__PROBLEM TO SOLVE__: Lines containing the string "html" are to be counted; report the total by itself.

__SUPPLIED DATA__:
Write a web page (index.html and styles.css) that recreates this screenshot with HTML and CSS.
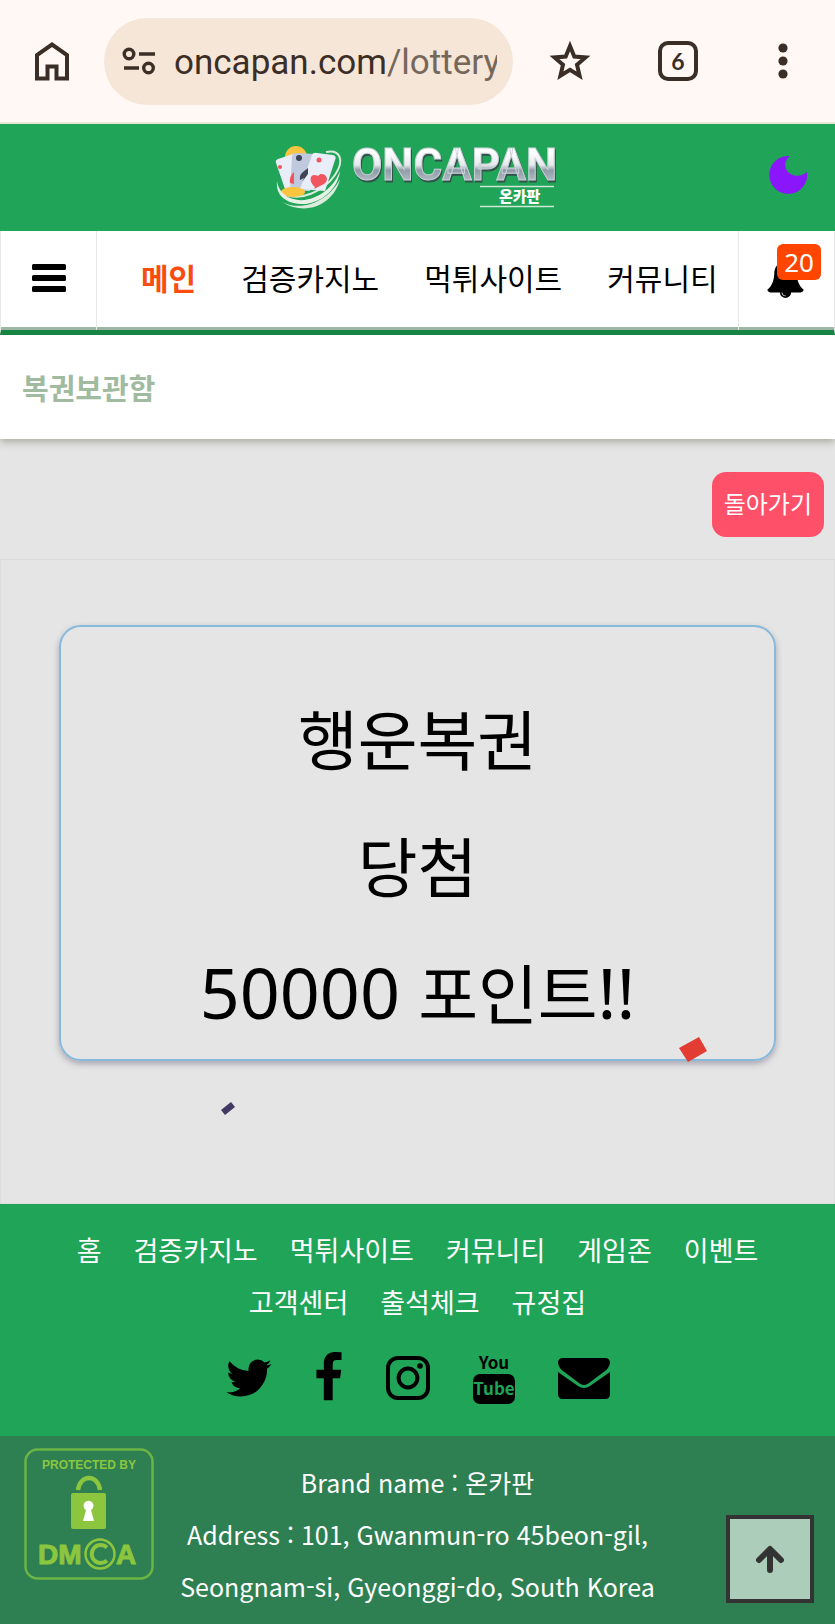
FILE: index.html
```
<!DOCTYPE html>
<html lang="ko">
<head>
    <meta charset="UTF-8">
    <meta name="viewport" content="width=device-width, initial-scale=1.0">
    <title>복권보관함 - 온카판</title>
    <link rel="stylesheet" href="styles.css">
</head>
<body>
    <div class="browser-bar">
        <button class="bar-btn" aria-label="Home">
            <svg width="36" height="40" viewBox="0 0 36 40" fill="none" stroke="currentColor" stroke-width="4">
                <path d="M3 37.500V14L18 3.500 33 14V37.500H22.500V25.500H13.500V37.500Z"/>
            </svg>
        </button>
        <div class="address">
            <svg width="34" height="28" viewBox="0 0 34 28" fill="none" stroke="currentColor" stroke-width="3.400">
                <circle cx="7" cy="7" r="4.800"/>
                <path d="M17 7H33M2 21H17"/>
                <circle cx="26.500" cy="21" r="4.800"/>
            </svg>
            <div class="url">oncapan.com<span>/lottery</span></div>
        </div>
        <button class="bar-btn" aria-label="Bookmark">
            <svg width="44" height="42" viewBox="0 0 44 42" fill="none" stroke="currentColor" stroke-width="4">
                <path d="M22 6L26.300 16.500 37.500 17.400 29 24.700 31.600 35.800 22 29.900 12.400 35.800 15 24.700 6.500 17.400 17.700 16.500Z"/>
            </svg>
        </button>
        <button class="bar-btn tabs" aria-label="Tabs">6</button>
        <button class="bar-btn" aria-label="Menu">
            <svg width="10" height="38" viewBox="0 0 10 38" fill="currentColor">
                <circle cx="5" cy="6" r="4.600"/>
                <circle cx="5" cy="19" r="4.600"/>
                <circle cx="5" cy="32" r="4.600"/>
            </svg>
        </button>
    </div>

    <header class="header">
        <a class="logo" href="#" aria-label="ONCAPAN 온카판">
            <svg width="288" height="72" viewBox="0 0 288 72">
                <defs>
                    <linearGradient id="metal" x1="0" y1="0" x2="0" y2="1">
                        <stop offset="0.250" stop-color="#ffffff"/>
                        <stop offset="0.500" stop-color="#e6e9ec"/>
                        <stop offset="0.600" stop-color="#8f9ba6"/>
                        <stop offset="0.850" stop-color="#b9c3cc"/>
                    </linearGradient>
                </defs>
                <!-- cards -->
                <g transform="translate(0 3)">
                    <circle cx="22" cy="16" r="11" fill="#f9c440"/>
                    <path d="M52 11C66 8 71 19 61 34 50 50 25 62 9 52" fill="none" stroke="#dcebdc" stroke-width="2"/>
                    <path d="M2 22Q1 19 4 18L19 13 28 47 12 51Z" fill="#e9edf7"/>
                    <path d="M18 16Q18 12 22 12L42 13 36 50 16 50Z" fill="#c0c9dd"/>
                    <path d="M38 14Q39 11 43 12L59 14Q63 15 61 19L51 50 26 48Z" fill="#e9edf7"/>
                    <path d="M41 46C33 39 37 31 44 35 48 29 58 37 50 43L40 48Z" fill="#f1555f"/>
                    <circle cx="6" cy="26" r="2" fill="#f1555f"/>
                    <circle cx="45" cy="19" r="2.500" fill="#f1555f"/>
                    <path d="M16 42Q15 35 20 31V43Z" fill="#f1555f"/>
                    <circle cx="25" cy="17" r="3" fill="#3e4358"/>
                    <path d="M34 27C29 31 25 33 26 39L30 37 28 41 34 33Z" fill="#3e4358"/>
                    <ellipse cx="19" cy="51" rx="12" ry="5" fill="#f9c440"/>
                    <path d="M3 40C5 56 24 64 41 56 53 51 62 41 66 30 64 47 50 60 32 63 16 64 1 57 3 40Z" fill="#e8f1e6"/>
                    <path d="M8 61C30 72 56 58 66 38 61 61 34 77 8 61Z" fill="#dcebdc"/>
                </g>
                <!-- wordmark -->
                <text class="wordmark" x="78" y="42">ONCAPAN</text>
                <path d="M206 48.500H280M206 68.500H280" stroke="#cfe8d6" stroke-width="1.500"/>
                <text class="wordmark-sub" x="225" y="64">온카판</text>
            </svg>
        </a>
        <button class="theme-btn" aria-label="Dark mode">
            <svg width="40" height="40" viewBox="0 0 40 40" fill="#8a17fb">
                <path d="M22 1A19 19 0 1 0 39 17C31 23 24 21 20 17 16 12 16 6 22 1Z"/>
            </svg>
        </button>
    </header>

    <nav class="nav">
        <button class="nav-side nav-menu" aria-label="메뉴">
            <svg width="34" height="28" viewBox="0 0 34 28" fill="#000">
                <rect width="34" height="6" rx="1.500"/>
                <rect y="11" width="34" height="6" rx="1.500"/>
                <rect y="22" width="34" height="6" rx="1.500"/>
            </svg>
        </button>
        <div class="nav-links">
            <a class="active" href="#">메인</a>
            <a href="#">검증카지노</a>
            <a href="#">먹튀사이트</a>
            <a href="#">커뮤니티</a>
        </div>
        <button class="nav-side nav-bell" aria-label="알림 20">
            <svg width="39" height="39" viewBox="0 0 1792 1792">
                <path d="M912 1696q0-16-16-16-59 0-101.500-42.500t-42.500-101.500q0-16-16-16t-16 16q0 73 51.500 124.500t124.500 51.500q16 0 16-16zm816-288q0 52-38 90t-90 38h-448q0 106-75 181t-181 75-181-75-75-181h-448q-52 0-90-38t-38-90q50-42 91-88t85-119.500 74.500-158.500 50-206 19.500-260q0-152 117-282.500t307-158.500q-8-19-8-39 0-40 28-68t68-28 68 28 28 68q0 20-8 39 190 28 307 158.500t117 282.500q0 139 19.500 260t50 206 74.500 158.500 85 119.500 91 88z"/>
            </svg>
            <span class="badge">20</span>
        </button>
    </nav>

    <h1 class="page-title">복권보관함</h1>

    <main>
        <div class="toolbar">
            <button class="back-btn">돌아가기</button>
        </div>
        <section class="stage">
            <div class="ticket">
                <p>행운복권</p>
                <p>당첨</p>
                <p><span class="latin">50000 </span>포인트<span class="latin">!!</span></p>
            </div>
            <!-- confetti -->
            <svg class="confetti confetti-red" width="28" height="26" viewBox="0 0 28 26">
                <path d="M0 11L20 0 28 14 9 25Z" fill="#e23c33"/>
            </svg>
            <svg class="confetti confetti-purple" width="14" height="14" viewBox="0 0 14 14">
                <path d="M0 8L10 0 14 5 4 13Z" fill="#423a63"/>
            </svg>
        </section>
    </main>

    <footer>
        <div class="footer-top">
            <div class="footer-links">
                <a href="#">홈</a>
                <a href="#">검증카지노</a>
                <a href="#">먹튀사이트</a>
                <a href="#">커뮤니티</a>
                <a href="#">게임존</a>
                <a href="#">이벤트</a>
                <a href="#">고객센터</a>
                <a href="#">출석체크</a>
                <a href="#">규정집</a>
            </div>
            <div class="social">
                <a href="#" aria-label="Twitter">
                    <svg width="46" height="52" viewBox="96 0 1600 1792">
                        <path d="M1684 408q-67 98-162 167 1 14 1 42 0 130-38 259.500t-115.500 248.500-184.500 210.500-258 146-323 54.500q-271 0-496-145 35 4 78 4 225 0 401-138-105-2-188-64.500t-114-159.500q33 5 61 5 43 0 85-11-112-23-185.500-111.500t-73.500-205.500v-4q68 38 146 41-66-44-105-115t-39-154q0-88 44-163 121 149 294.500 238.500t371.500 99.500q-8-38-8-74 0-134 94.500-228.500t228.500-94.500q140 0 236 102 109-21 205-78-37 115-142 178 93-10 186-50z"/>
                    </svg>
                </a>
                <a href="#" aria-label="Facebook">
                    <svg width="30" height="52" viewBox="400 0 1024 1792">
                        <path d="M1343 12v264h-157q-86 0-116 36t-30 108v189h293l-39 296h-254v759h-306v-759h-255v-296h255v-218q0-186 104-288.500t277-102.500q147 0 228 12z"/>
                    </svg>
                </a>
                <a href="#" aria-label="Instagram">
                    <svg width="44" height="52" viewBox="0 0 44 52">
                        <rect x="2" y="6" width="40" height="40" rx="10" fill="none" stroke="#000" stroke-width="4"/>
                        <circle cx="22" cy="26" r="9.400" fill="none" stroke="#000" stroke-width="4"/>
                        <circle cx="34" cy="14" r="2.800"/>
                    </svg>
                </a>
                <a href="#" aria-label="YouTube">
                    <svg width="44" height="56" viewBox="0 0 44 56">
                        <text class="yt-text" x="22" y="19">You</text>
                        <rect x="1" y="24" width="42" height="30" rx="7"/>
                        <text class="yt-text yt-cut" x="22" y="45">Tube</text>
                    </svg>
                </a>
                <a href="#" aria-label="Mail">
                    <svg width="52" height="52" viewBox="0 0 52 52">
                        <path d="M5 6H47Q52 6 52 11 51 16 47 19L31 31Q26 35 21 31L5 19Q1 16 0 11 0 6 5 6Z"/>
                        <path d="M0 20L20 34Q26 38 32 34L52 20V42Q52 47 47 47H5Q0 47 0 42Z"/>
                    </svg>
                </a>
            </div>
        </div>
        <div class="footer-bottom">
            <a class="dmca" href="#" aria-label="DMCA Protected">
                <svg width="130" height="132" viewBox="0 0 130 132">
                    <rect x="1.500" y="1.500" width="127" height="129" rx="12" fill="none" stroke="#6bb545" stroke-width="2.500"/>
                    <text class="dmca-small" x="65" y="21">PROTECTED BY</text>
                    <path d="M54 42C56 26 74 26 76 42" fill="none" stroke="#8cc63f" stroke-width="4.500"/>
                    <rect x="47" y="45" width="35" height="36" rx="2" fill="#8cc63f"/>
                    <path d="M62 62A5 5 0 1 1 67 62L70 73H59Z" fill="#fff"/>
                    <text class="dmca-big" x="14" y="116">DM</text>
                    <circle cx="76" cy="106" r="14.500" fill="none" stroke="#8cc63f" stroke-width="2.500"/>
                    <path d="M83 99.500A9 9 0 1 0 83 112.500" fill="none" stroke="#8cc63f" stroke-width="4"/>
                    <text class="dmca-big" x="92" y="116">A</text>
                </svg>
            </a>
            <address class="company">
                Brand name : 온카판<br>
                Address : 101, Gwanmun-ro 45beon-gil,<br>
                Seongnam-si, Gyeonggi-do, South Korea
            </address>
        </div>
    </footer>

    <button class="to-top" aria-label="Top">
        <svg width="30" height="28" viewBox="0 0 30 28" fill="none" stroke="#333" stroke-width="6" stroke-linecap="round" stroke-linejoin="round">
            <path d="M15 25V5M4 15L15 4 26 15"/>
        </svg>
    </button>
</body>
</html>
```
FILE: styles.css
```
* {
    margin: 0;
    padding: 0;
    box-sizing: border-box;
}

body {
    display: flex;
    flex-direction: column;
    min-height: 100vh;
    background: #e5e5e5;
    color: #000;
    font-family: 'Noto Sans CJK KR', 'Noto Sans', sans-serif;
}

a {
    color: inherit;
    text-decoration: none;
}

button {
    border: none;
    background: none;
    color: inherit;
    font-family: inherit;
    cursor: pointer;
}

svg {
    display: block;
}

/* Browser bar */
.browser-bar {
    display: flex;
    align-items: center;
    height: 124px;
    padding: 0 47px 0 34px;
    background: #fff8f5;
    border-bottom: 2px solid #e9e6d6;
    color: #3b2e26;
}

.bar-btn {
    flex: none;
}

.address {
    display: flex;
    align-items: center;
    flex: 1;
    gap: 18px;
    min-width: 0;
    height: 87px;
    margin: 0 35px 0 34px;
    padding: 0 16px 0 18px;
    border-radius: 44px;
    background: #f6e6d8;
}

.url {
    flex: 1;
    padding-top: 3px;
    overflow: hidden;
    white-space: nowrap;
    font-family: Roboto, sans-serif;
    font-size: 35px;
    line-height: 48px;
}

.url span {
    color: #76675b;
}

.tabs {
    width: 40px;
    height: 40px;
    margin: 0 80px 0 66px;
    border: 4px solid #3b2e26;
    border-radius: 10px;
    font-family: Lato, sans-serif;
    font-size: 23px;
    font-weight: bold;
    line-height: 32px;
}

/* Header */
.header {
    position: relative;
    display: flex;
    justify-content: center;
    height: 107px;
    padding-top: 14px;
    background: #1fa458;
}

.wordmark {
    font-family: Roboto, sans-serif;
    font-size: 44px;
    font-weight: bold;
    fill: url(#metal);
    stroke: #c9d2d8;
    stroke-width: 1;
    filter: drop-shadow(1px 2px 0 #33524a);
}

.wordmark-sub {
    font-size: 15px;
    font-weight: 900;
    fill: #fff;
}

.theme-btn {
    position: absolute;
    top: 31px;
    right: 27px;
}

/* Navigation */
.nav {
    display: flex;
    height: 104px;
    background: #fff;
    border: 1px solid #e8e8e8;
    border-width: 0 1px;
    border-bottom: 5px solid #178745;
    box-shadow: inset 0 -3px 0 #9db8a5, 0 2px 6px rgba(0, 0, 0, 0.1);
}

.nav-side {
    position: relative;
    display: flex;
    align-items: center;
    justify-content: center;
    flex: none;
    width: 96px;
    padding-bottom: 5px;
}

.nav-menu {
    border-right: 1px solid #e8e8e8;
}

.nav-bell {
    padding-right: 2px;
    border-left: 1px solid #e8e8e8;
}

.nav-links {
    display: flex;
    align-items: center;
    flex: 1;
    gap: 45px;
    padding: 0 20px 8px 44px;
    overflow: hidden;
    white-space: nowrap;
    font-size: 30px;
}

.active {
    color: #f94c0e;
    font-weight: bold;
}

.badge {
    position: absolute;
    top: 13px;
    right: 13px;
    padding: 0 7px;
    border-radius: 6px;
    background: #ff4500;
    color: #fff;
    font-family: 'Noto Sans', sans-serif;
    font-size: 26px;
    line-height: 36px;
}

.page-title {
    position: relative;
    padding: 0 22px;
    background: #fff;
    box-shadow: 0 3px 8px rgba(60, 60, 30, 0.35);
    color: #a1bba1;
    font-size: 29px;
    font-weight: bold;
    line-height: 104px;
}

/* Content */
.toolbar {
    display: flex;
    justify-content: flex-end;
    padding: 33px 11px 22px;
}

.back-btn {
    padding: 0 12px 4px;
    border-radius: 14px;
    background: #ff5069;
    color: #fff;
    font-size: 24px;
    line-height: 61px;
}

.stage {
    position: relative;
    padding: 65px 58px 142px;
    border: 1px solid #dcdcdc;
}

.ticket {
    padding: 47px 0 4px;
    border: 2px solid #86b9dc;
    border-radius: 22px;
    box-shadow: 0 3px 6px rgba(60, 50, 80, 0.35);
    font-size: 65px;
    line-height: 127px;
    text-align: center;
}

.ticket p {
    height: 127px;
}

.latin {
    font-family: 'Noto Sans', sans-serif;
    font-size: 70px;
    white-space: pre;
}

.confetti {
    position: absolute;
}

.confetti-red {
    right: 127px;
    bottom: 140px;
}

.confetti-purple {
    left: 220px;
    bottom: 87px;
}

/* Footer */
footer {
    display: flex;
    flex-direction: column;
    flex: 1;
    color: #fff;
}

.footer-top {
    padding: 20px 60px 30px;
    background: #1fa458;
}

.footer-links {
    display: flex;
    flex-wrap: wrap;
    justify-content: center;
    column-gap: 32px;
    font-size: 27px;
    line-height: 52px;
}

.social {
    display: flex;
    align-items: center;
    justify-content: center;
    gap: 42px;
    margin-top: 22px;
}

.yt-text {
    font-size: 17px;
    font-weight: bold;
    text-anchor: middle;
}

.yt-cut {
    fill: #1fa458;
}

.footer-bottom {
    display: grid;
    grid-template-columns: 130px 1fr 130px;
    flex: 1;
    padding: 12px 24px 0;
    background: #2e7f51;
}

.dmca-small,
.dmca-big {
    font-family: 'Liberation Sans', sans-serif;
    font-weight: bold;
    fill: #8cc63f;
}

.dmca-small {
    font-size: 12px;
    text-anchor: middle;
}

.dmca-big {
    font-size: 28px;
    stroke: #8cc63f;
    stroke-width: 1;
}

.company {
    padding-top: 8px;
    font-size: 25px;
    font-style: normal;
    line-height: 52px;
    text-align: center;
}

.to-top {
    position: fixed;
    right: 21px;
    bottom: 21px;
    display: flex;
    align-items: center;
    justify-content: center;
    width: 88px;
    height: 88px;
    border: 4px solid #333;
    background: #abcdb9;
}
```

__TASK RESULT__: 5